The playbook includes: Role assignments for each team member, time-blocking to prevent over-running, engagement tactics like polls and breakouts, and technical troubleshooting guides for common issues.

The Post-Event Playbook

The fourth playbook: What happens after the event.

This is where most events fail. Great execution during the event, terrible follow-up.

The post-event playbook:

Day 0 (Same day as event): Send thank-you email to all attendees within 2 hours while the event is still fresh in their minds. Tag highly engaged attendees in CRM. Send discussion summary for dinners/roundtables. Update event attendance in tracking sheet.

Day 1: Sales sends personal follow-up email to target accounts who attended. Must reference specific conversation from the event—generic follow-up doesn't work. Propose clear next step: call, demo, or meeting.

Day 3: Event organizer sends value-add email to all attendees. This is not a sales pitch—it's genuine value related to the event topic (resource, case study, implementation guide).
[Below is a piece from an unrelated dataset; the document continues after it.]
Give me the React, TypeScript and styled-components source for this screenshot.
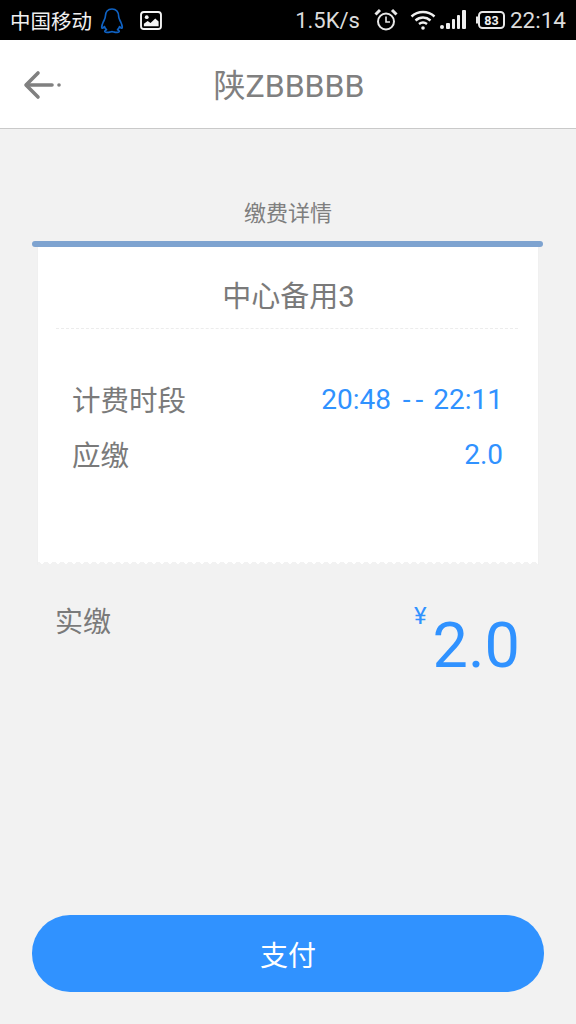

Day 7: Sales follows up with non-responders, offering additional value or offering to connect them with another attendee for peer networking.

Day 14: Final nurture email from event organizer inviting to future event or sharing on-demand content. Move non-responders to general nurture sequence.

The playbook includes: Follow-up email templates (3 versions for different scenarios), CRM tagging criteria (highly engaged, qualified, nurture only), sales handoff process defining when marketing passes leads to sales, and measurement templates tracking attendance, pipeline influenced, and ROI.

The Sales Enablement Playbook

The fifth playbook: How to enable sales to run events independently.

The problem: Sales wants to run local events but doesn't have event marketing expertise.

The solution: Give sales playbooks and templates they can execute themselves.

The sales-led event playbook:

Event types sales can run independently: Executive dinners, small roundtables, account-based private sessions.

The playbook provides: Budget guidelines ($150-250/person for dinners), venue recommendations by city, invite templates, discussion guides by vertical, and follow-up templates.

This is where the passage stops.